I've seen comments like his and I really don't know if I'm just ignorant or if the other guy is talking out of his ass. I see no way that machine learning as it currently exists could possibly perform the work of coders or any other human function that involves ambiguity and shifting requirements.


Depends on the level of standardization of "building blocks" in a given industry where software is needed. Most software engineers nowadays spend time mimicking what others posted on Stack Overflow and just gluing together different modules with not much thinking. There is a lot of opportunity to unleash ML there. One example - imagine you need to convert data from one supplier to another one's format. ML can identify which data columns looks similar and propose a conversion between schemes to an engineer, engineer just needs to approve it and make small changes if necessary. Algorithm then can learn from the adjustments and make them automatically in the future. As a consequence, you might not need to employ 3 people doing that, but only 1. So you won't get rid of humans completely, but boosting up one's capabilities by augmenting intelligence allows you to save cost and time. Next big thing is identifying which of these processes can be standardized and automated away in development. The pressure coming to rank-and-file developer will be substantial, given internal prototypes I've seen already.

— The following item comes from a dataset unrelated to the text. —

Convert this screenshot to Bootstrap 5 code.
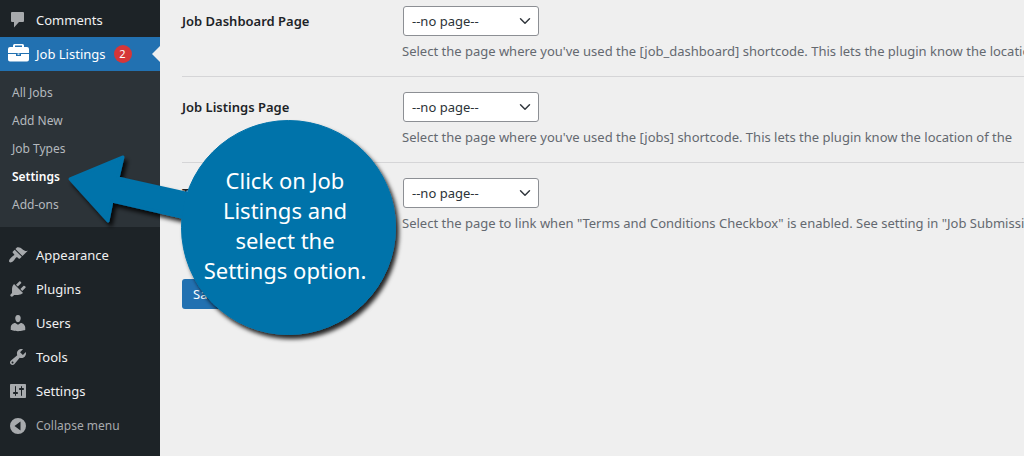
<!DOCTYPE html>
<html lang="en">
<head>
<meta charset="utf-8">
<meta name="viewport" content="width=device-width, initial-scale=1">
<title>Job Listings Settings</title>
<link href="https://cdn.jsdelivr.net/npm/bootstrap@5.3.0/dist/css/bootstrap.min.css" rel="stylesheet">
<style>
  body { font-family: "Noto Sans", "Open Sans", sans-serif; font-size: 13px; line-height: 18px; background: #efefef; color: #1d2327; }
  .admin-menu { flex: 0 0 160px; background: #1d2327; padding-top: 3px; }
  .menu-link { height: 34px; gap: 8px; padding-left: 8px; font-size: 13px; color: #f0f0f1; text-decoration: none; border: 0; background: none; }
  .menu-link svg { flex: 0 0 20px; width: 20px; height: 20px; fill: #a7aaad; }
  .menu-link.current { background: #2271b1; color: #fff; }
  .menu-link.current svg { fill: #fff; }
  .menu-link.current::after { content: ""; position: absolute; right: 0; top: 9px; border: 8px solid transparent; border-right-color: #efefef; border-left: 0; }
  .count { width: 18px; height: 18px; border-radius: 9px; background: #d63638; font-size: 11px; line-height: 18px; }
  .submenu { background: #2c3338; padding: 8px 0; margin-bottom: 11px; }
  .submenu a { display: flex; align-items: center; height: 28px; padding-left: 12px; color: #b4b9be; font-size: 12px; text-decoration: none; }
  .submenu a.current { color: #fff; font-weight: 600; }
  .collapse-btn { height: 36px; color: #a7aaad; font-size: 12px; }
  .settings { padding: 6px 0 0 22px; }
  .setting + .setting { border-top: 1px solid #d5d5d7; padding-top: 15px; }
  .setting { padding-bottom: 15px; }
  .setting-label { flex: 0 0 221px; font-size: 13px; font-weight: 600; line-height: 30px; }
  .page-select { width: 136px; height: 30px; padding: 0 24px 0 8px; border: 1px solid #8c8f94; border-radius: 3px; font-size: 13px; line-height: 28px; color: #2c3338; background-size: 12px 12px; background-position: right 7px center; }
  .hint { margin: 6px 0 0 -1px; color: #646970; font-size: 13px; line-height: 19px; }
  .save-btn { height: 30px; padding: 0 10px; border-radius: 3px; font-size: 13px; line-height: 28px; background: #2271b1; color: #fff; margin-top: 31px; }
  .callout { left: 60px; top: 110px; width: 350px; height: 240px; pointer-events: none; }
  .callout p { left: 117px; top: 55px; width: 216px; color: #fff; font-size: 22px; line-height: 30px; }
</style>
</head>
<body>
<div class="d-flex min-vh-100 position-relative overflow-hidden">
  <nav class="admin-menu" aria-label="Admin menu">
    <a href="#" class="menu-link d-flex align-items-center"><svg viewBox="0 0 20 20"><path d="M4 2h11q1 0 1 1v8q0 1-1 1h-4l-5 5.500v-5.500H4q-1 0-1-1V3q0-1 1-1z"/></svg>Comments</a>
    <a href="#" class="menu-link current d-flex align-items-center position-relative"><svg viewBox="0 0 20 20" overflow="visible"><path fill-rule="evenodd" d="M5 3V1.500Q5 0 6.500 0h8Q16 0 16 1.500V3h3q2 0 2 2v4H0V5q0-2 2-2zM7 1.500V3h7V1.500zM0 10h8v2h5v-2h8v5.500q0 2-2 2H2q-2 0-2-2zM9.500 9.500h2v1.300h-2z"/></svg>Job Listings <span class="count text-center">2</span></a>
    <div class="submenu">
      <a href="#">All Jobs</a>
      <a href="#">Add New</a>
      <a href="#">Job Types</a>
      <a href="#" class="current" aria-current="page">Settings</a>
      <a href="#">Add-ons</a>
    </div>
    <a href="#" class="menu-link d-flex align-items-center"><svg viewBox="0 0 20 20"><path d="M14.480 11.060 7.410 3.990l1.500-1.500c.5-.56 2.300-.47 3.510.32 1.210.8 1.430 1.280 2.910 2.100 1.180.64 2.450 1.260 4.450.85zm-.71.71L6.700 4.700 4.930 6.470c-.39.39-.39 1.020 0 1.410l1.060 1.060c.39.39.39 1.030 0 1.420-.6.600-1.430 1.110-2.210 1.690-.35.260-.7.530-1.010.840C1.430 14.230.4 16.080 1.400 17.070c.990 1 2.840-.03 4.180-1.360.310-.310.580-.660.850-1.020.570-.780 1.080-1.610 1.690-2.210.390-.390 1.020-.390 1.410 0l1.060 1.060c.390.390 1.020.390 1.410 0z"/></svg>Appearance</a>
    <a href="#" class="menu-link d-flex align-items-center"><svg viewBox="0 0 20 20"><path d="M13.110 4.360 9.870 7.600 8 5.730l3.240-3.240c.350-.340 1.050-.2 1.560.320.520.510.660 1.210.310 1.550zm-8 1.770.910-1.120 9.010 9.010-1.190.840c-.710.710-2.630 1.160-3.820 1.160H6.140L4.900 17.260c-.590.590-1.540.590-2.120 0-.590-.580-.590-1.530 0-2.120l1.240-1.240v-3.880c0-1.130.400-3.190 1.090-3.890zm7.260 3.970 3.240-3.240c.340-.350 1.040-.210 1.550.310.520.510.660 1.210.310 1.550l-3.240 3.250z"/></svg>Plugins</a>
    <a href="#" class="menu-link d-flex align-items-center"><svg viewBox="0 0 20 20"><path d="M10 9.250c-2.270 0-2.730-3.440-2.730-3.440C7 4.020 7.820 2 9.970 2c2.160 0 2.980 2.020 2.710 3.810 0 0-.41 3.440-2.680 3.440zm0 2.570L12.720 10c2.390 0 4.520 2.330 4.520 4.530v2.490s-3.650 1.130-7.240 1.130c-3.650 0-7.240-1.130-7.240-1.130v-2.490c0-2.250 1.940-4.480 4.470-4.480z"/></svg>Users</a>
    <a href="#" class="menu-link d-flex align-items-center"><svg viewBox="0 0 20 20"><path d="M16.680 9.770c-1.340 1.340-3.300 1.670-4.950.99l-5.410 6.520c-.99.990-2.590.990-3.580 0s-.99-2.590 0-3.570l6.520-5.420c-.68-1.650-.35-3.610.99-4.950 1.280-1.280 3.120-1.620 4.720-1.060l-2.890 2.890 2.820 2.820 2.860-2.870c.53 1.580.180 3.390-1.080 4.650zM3.810 16.210c.400.390 1.040.390 1.430 0 .400-.400.400-1.040 0-1.430-.390-.400-1.030-.400-1.430 0-.390.390-.390 1.030 0 1.430z"/></svg>Tools</a>
    <a href="#" class="menu-link d-flex align-items-center"><svg viewBox="0 0 20 20"><path d="M18 16V4c0-.55-.45-1-1-1H3c-.55 0-1 .450-1 1v12c0 .550.450 1 1 1h14c.550 0 1-.450 1-1zM8 11h1c.550 0 1 .450 1 1s-.450 1-1 1H8v1.500c0 .280-.220.500-.500.500s-.500-.220-.500-.500V13H6c-.550 0-1-.450-1-1s.450-1 1-1h1V5.500c0-.280.220-.500.500-.500s.500.220.500.500zm5-2h-1c-.550 0-1-.450-1-1s.450-1 1-1h1V5.500c0-.280.220-.500.500-.500s.500.220.500.500V7h1c.550 0 1 .450 1 1s-.450 1-1 1h-1v5.500c0 .280-.220.500-.500.500s-.500-.220-.500-.500z"/></svg>Settings</a>
    <button type="button" class="menu-link collapse-btn d-flex align-items-center w-100"><svg viewBox="0 0 20 20"><path fill-rule="evenodd" d="M10 2a8 8 0 1 0 0 16 8 8 0 0 0 0-16zM12.500 5.500v9L6.500 10z"/></svg>Collapse menu</button>
  </nav>

  <main class="settings flex-grow-1 overflow-hidden">
    <form>
      <div class="setting d-flex">
        <label class="setting-label" for="dashboard-page">Job Dashboard Page</label>
        <div class="text-nowrap">
          <select class="form-select page-select" id="dashboard-page"><option>--no page--</option></select>
          <p class="hint">Select the page where you've used the [job_dashboard] shortcode. This lets the plugin know the location</p>
        </div>
      </div>
      <div class="setting d-flex">
        <label class="setting-label" for="listings-page">Job Listings Page</label>
        <div class="text-nowrap">
          <select class="form-select page-select" id="listings-page"><option>--no page--</option></select>
          <p class="hint">Select the page where you've used the [jobs] shortcode. This lets the plugin know the location of the</p>
        </div>
      </div>
      <div class="setting d-flex">
        <label class="setting-label" for="terms-page">Terms Page</label>
        <div class="text-nowrap">
          <select class="form-select page-select" id="terms-page"><option>--no page--</option></select>
          <p class="hint">Select the page to link when "Terms and Conditions Checkbox" is enabled. See setting in "Job Submission"</p>
        </div>
      </div>
      <button type="button" class="btn save-btn">Save</button>
    </form>
  </main>

  <div class="callout position-absolute">
    <svg width="350" height="240" viewBox="60 110 350 240" aria-hidden="true">
      <defs><filter id="shade" x="-10%" y="-10%" width="125%" height="125%"><feDropShadow dx="3" dy="4" stdDeviation="2" flood-color="#000" flood-opacity=".85"/></filter></defs>
      <g fill="#0073aa" stroke="#0073aa" stroke-linejoin="round" filter="url(#shade)">
        <path stroke-width="3" d="M70 179 123 157 118 178 190 194V219L112 201 108 221Z"/>
        <circle cx="288.500" cy="227.500" r="107"/>
      </g>
    </svg>
    <p class="position-absolute text-center m-0">Click on Job<br>Listings and<br>select the<br>Settings option.</p>
  </div>
</div>
<script src="https://cdn.jsdelivr.net/npm/bootstrap@5.3.0/dist/js/bootstrap.bundle.min.js"></script>
</body>
</html>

It's coming, but ten years is unreasonably optimistic.


I firmly believe this. If you arent brilliant, you arent writing real software, you are copying what other people are already doing. Any monkey can do that.


It was mentioned in the article about the lack of formal education (specifically within the field of study) within software development. I would be curious to see what this would be like for a HN audience? What is everybody's story of how they got to where they are?